Project Positioning: Gopeed’s core value is bundling a high-concurrency download engine with a unified cross-platform UI and integration capability. It targets scenarios where users need to manage many downloads across platforms (desktop/mobile/container/NAS) or embed download capabilities into other services.

Technical Features

  • Protocol coverage: Native support for HTTP/HTTPS and BitTorrent/Magnet, handling both regular file and BT tasks.
  • Backend/Frontend separation: Backend in Go for concurrency and protocol handling; frontend in Flutter for single-code cross-platform UI, reducing maintenance cost across platforms.
  • Embeddability: Exposes libgopeed via c-shared / gomobile (generates dll/so/dylib/aar/xcframework), allowing both standalone service operation and direct embedding.

Usage Recommendations

  1. Use official prebuilt packages for quick deployment or user-facing installs.
  2. Embedding use-cases: Use library bindings or HTTP API for integrating download capability into a custom panel or media center, with attention to packaging and licensing.
  3. Resource policies: Set bandwidth, connection, and disk I/O limits for BT/high-concurrency scenarios to avoid impacting host services.

Important Notes

License (README shows GPLv3) and compliance: If embedding into closed-source or commercial products, verify GPLv3 obligations and possible exceptions.

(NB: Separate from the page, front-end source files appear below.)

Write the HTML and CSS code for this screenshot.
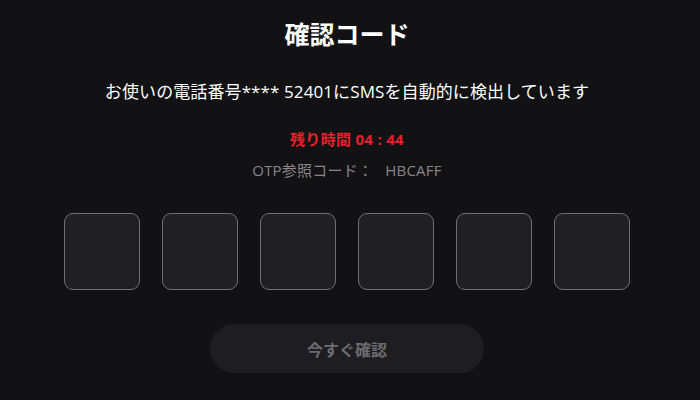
FILE: index.html
```html
<!DOCTYPE html>
<html lang="ja">
<head>
<meta charset="utf-8">
<link rel="stylesheet" href="styles.css">
</head>
<body>
<main class="page">
  <h1 class="title">確認コード</h1>
  <p class="desc">お使いの電話番号**** 52401にSMSを自動的に検出しています</p>
  <p class="timer">残り時間 04 : 44</p>
  <p class="ref">OTP参照コード：&nbsp;&nbsp; HBCAFF</p>
  <div class="otp">
    <div class="cell"></div>
    <div class="cell"></div>
    <div class="cell"></div>
    <div class="cell"></div>
    <div class="cell"></div>
    <div class="cell"></div>
  </div>
  <button class="confirm" type="button">今すぐ確認</button>
</main>
</body>
</html>
```

FILE: styles.css
```css
html, body {
  margin: 0;
  padding: 0;
  background: #121215;
  height: 100%;
}
.page {
  width: 694px;
  display: flex;
  flex-direction: column;
  align-items: center;
  font-family: "Open Sans", "Noto Sans CJK JP", sans-serif;
  color: #ffffff;
}
.title {
  margin: 16px 0 0;
  font-size: 25px;
  line-height: 36px;
  font-weight: 700;
}
.desc {
  margin: 28px 0 0;
  font-size: 17px;
  line-height: 24px;
  letter-spacing: 0.1px;
}
.timer {
  margin: 25px 0 0;
  font-size: 15px;
  line-height: 20px;
  font-weight: 700;
  color: #e8212b;
  letter-spacing: 0.3px;
}
.ref {
  margin: 11px 0 0;
  font-size: 15px;
  line-height: 20px;
  color: #8b8589;
  letter-spacing: 0.2px;
}
.otp {
  margin-top: 33px;
  display: flex;
  gap: 22px;
}
.cell {
  width: 74px;
  height: 75px;
  border: 1px solid #707074;
  border-radius: 9px;
  background: #202024;
}
.confirm {
  margin-top: 34px;
  width: 274px;
  height: 49px;
  border: none;
  border-radius: 25px;
  background: #1e1d21;
  color: #6c6b70;
  font-family: "Open Sans", "Noto Sans CJK JP", sans-serif;
  font-size: 16px;
  font-weight: 700;
}
```
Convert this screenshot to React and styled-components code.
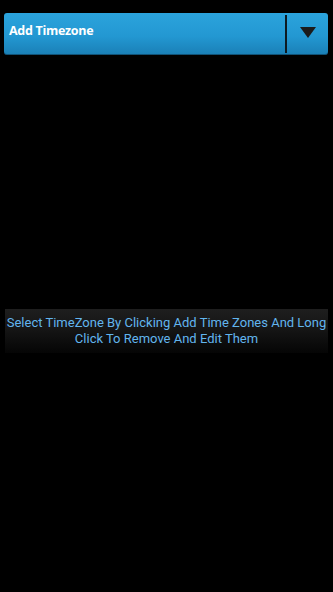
import React from "react";
import styled, { createGlobalStyle } from "styled-components";

const Global = createGlobalStyle`
  html, body { margin: 0; padding: 0; background: #000; }
  body { width: 333px; height: 592px; overflow: hidden; }
`;

const Screen = styled.div`
  width: 333px;
  height: 592px;
  background: #000;
  display: flex;
  flex-direction: column;
  box-sizing: border-box;
  padding: 13px 5px 0 4px;
`;

const Spinner = styled.div`
  height: 42px;
  display: flex;
  align-items: stretch;
  border-radius: 3px;
  background: linear-gradient(to bottom, #2ba3dc 0%, #2398d2 55%, #1a7fb6 100%);
  box-shadow: inset 0 -1px 0 rgba(0,0,0,0.35);
`;

const Label = styled.div`
  flex: 1;
  display: flex;
  align-items: center;
  padding: 0 0 8px 5px;
  color: #fff;
  font-family: "Open Sans", "DejaVu Sans", sans-serif;
  font-weight: 700;
  font-size: 12.5px;
  letter-spacing: -0.3px;
`;

const Divider = styled.div`
  width: 2px;
  margin: 2px 0;
  background: #0d1a22;
`;

const ArrowBox = styled.div`
  width: 41px;
  display: flex;
  align-items: center;
  justify-content: center;
  padding-bottom: 4px;
`;

const Arrow = styled.div`
  width: 0;
  height: 0;
  border-left: 8px solid transparent;
  border-right: 8px solid transparent;
  border-top: 11px solid #1b1b1b;
`;

const Body = styled.div`
  flex: 1;
  display: flex;
  flex-direction: column;
  justify-content: flex-start;
  padding-top: 254px;
`;

const Hint = styled.div`
  margin-left: 1px;
  height: 43px;
  display: flex;
  align-items: center;
  justify-content: center;
  text-align: center;
  background: linear-gradient(to bottom, #1e1e1e 0%, #141414 50%, #050505 100%);
  color: #62b5ee;
  font-family: Roboto, "Liberation Sans", sans-serif;
  font-size: 13px;
  line-height: 16px;
  padding: 0 0 1px 0;
`;

export default function App() {
  return (
    <>
      <Global />
      <Screen>
        <Spinner>
          <Label>Add Timezone</Label>
          <Divider />
          <ArrowBox>
            <Arrow />
          </ArrowBox>
        </Spinner>
        <Body>
          <Hint>
            Select TimeZone By Clicking Add Time Zones And Long
            <br />
            Click To Remove And Edit Them
          </Hint>
        </Body>
      </Screen>
    </>
  );
}
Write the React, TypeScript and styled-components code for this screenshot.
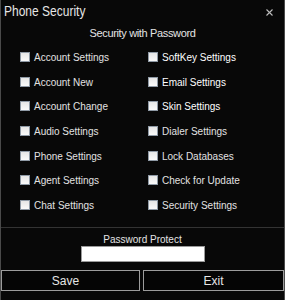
import React from "react";
import styled, { createGlobalStyle } from "styled-components";

const Global = createGlobalStyle`
  html, body { margin: 0; padding: 0; background: #000; }
  body { font-family: "Liberation Sans", Arial, sans-serif; }
  * { box-sizing: border-box; }
`;

const Window = styled.div`
  width: 285px;
  height: 300px;
  background: #080808;
  border-left: 1px solid #4a4a4a;
  border-right: 1px solid #4a4a4a;
  display: flex;
  flex-direction: column;
  color: #dedede;
`;

const TitleBar = styled.div`
  height: 24px;
  display: flex;
  align-items: flex-start;
  justify-content: space-between;
  padding: 1px 11px 0 3px;
`;

const Title = styled.span`
  font-size: 15px;
  line-height: 20px;
  color: #e6e6e6;
  display: inline-block;
  transform: scaleX(0.8);
  transform-origin: left center;
  white-space: nowrap;
`;

const CloseBtn = styled.span`
  display: flex;
  margin-top: 8px;
  width: 7px;
  height: 7px;
`;

const Heading = styled.div`
  height: 22px;
  padding-top: 3px;
  text-align: center;
  font-size: 11px;
  line-height: 13px;
  letter-spacing: -0.35px;
  color: #e4e4e4;
`;

const OptionGrid = styled.div`
  height: 182px;
  display: grid;
  grid-template-columns: 128px 1fr;
  grid-auto-flow: column;
  grid-template-rows: repeat(7, 24.6px);
  padding-left: 19px;
  border-bottom: 1px solid #333;
`;

const Option = styled.label<{ $bright?: boolean }>`
  display: flex;
  align-items: center;
  gap: 4px;
  font-size: 10px;
  line-height: 12px;
  color: ${(p) => (p.$bright ? "#ffffff" : "#e2e2e2")};
  white-space: nowrap;
`;

const Box = styled.span`
  width: 10px;
  height: 10px;
  margin-top: -2px;
  background: linear-gradient(#e6e6e6, #fafafa);
  border: 1px solid #8f9aa6;
  flex: none;
`;

const PasswordSection = styled.div`
  height: 42px;
  display: flex;
  flex-direction: column;
  align-items: center;
  padding-top: 6px;
`;

const PasswordLabel = styled.div`
  font-size: 10px;
  line-height: 11px;
  color: #e4e4e4;
`;

const PasswordInput = styled.div`
  width: 124px;
  height: 16px;
  margin-top: 1px;
  margin-left: 1px;
  background: #fff;
  border: 1px solid #9a9a9a;
`;

const ButtonRow = styled.div`
  display: flex;
  gap: 3px;
  height: 21px;
`;

const Button = styled.div<{ $w: number; $shift?: number }>`
  width: ${(p) => p.$w}px;
  height: 21px;
  border: 1px solid #9c9c9c;
  background: #050505;
  display: flex;
  align-items: center;
  justify-content: center;
  padding-right: ${(p) => p.$shift ?? 0}px;
  font-size: 12px;
  line-height: 14px;
  color: #e6e6e6;
`;

const left = [
  "Account Settings",
  "Account New",
  "Account Change",
  "Audio Settings",
  "Phone Settings",
  "Agent Settings",
  "Chat Settings",
];
const right: [string, boolean][] = [
  ["SoftKey Settings", true],
  ["Email Settings", true],
  ["Skin Settings", true],
  ["Dialer Settings", false],
  ["Lock Databases", false],
  ["Check for Update", false],
  ["Security Settings", false],
];

export default function App() {
  return (
    <>
      <Global />
      <Window>
        <TitleBar>
          <Title>Phone Security</Title>
          <CloseBtn>
            <svg width="7" height="7" viewBox="0 0 7 7">
              <path d="M0.5 0.5 L6.5 6.5 M6.5 0.5 L0.5 6.5" stroke="#bdbdbd" strokeWidth="1.1" />
            </svg>
          </CloseBtn>
        </TitleBar>
        <Heading>Security with Password</Heading>
        <OptionGrid>
          {left.map((t) => (
            <Option key={t}>
              <Box />
              {t}
            </Option>
          ))}
          {right.map(([t, b]) => (
            <Option key={t} $bright={b}>
              <Box />
              {t}
            </Option>
          ))}
        </OptionGrid>
        <PasswordSection>
          <PasswordLabel>Password Protect</PasswordLabel>
          <PasswordInput />
        </PasswordSection>
        <ButtonRow>
          <Button $w={139} $shift={10}>Save</Button>
          <Button $w={141}>Exit</Button>
        </ButtonRow>
      </Window>
    </>
  );
}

Summary: Gopeed is well-suited for cross-platform high-concurrency download needs and embedding scenarios. The Go + Flutter approach achieves reuse and distribution convenience, but embedding/customizing requires attention to build complexity and licensing.

92.0%
Why choose Golang for the backend and Flutter for the frontend? What advantages and trade-offs does this architecture bring?

Core Analysis

Core Question: The motivation for choosing Golang + Flutter is to satisfy both high-concurrency network processing and consistent cross-platform UI. The combination enables reuse of backend logic across platforms while maintaining a single UI codebase.

Technical Analysis

  • Golang strengths:
  • Concurrency & networking: Goroutines and channels are well-suited for implementing high-concurrency download tasks and connection management; the standard library and ecosystem support HTTP/BT networking.
  • Compilation & packaging: Can compile into multi-platform binaries/shared libraries (dll/so/dylib) for embedding or container deployment.
  • Flutter strengths:
  • Write once, run many: Desktop, mobile, and web can share significant UI/interaction code, ensuring UX consistency.
  • Modern UI & rapid iteration: Rich widgets and rendering capabilities for modern download manager interfaces.

Trade-offs & Challenges

  • Build chain complexity: Embedding the backend requires cgo, gomobile, and Flutter desktop toolchains; build failure points increase.
  • Runtime boundary: When backend runs as a service or embedded library, you must manage IPC (unix socket / TCP) and authentication/permission concerns.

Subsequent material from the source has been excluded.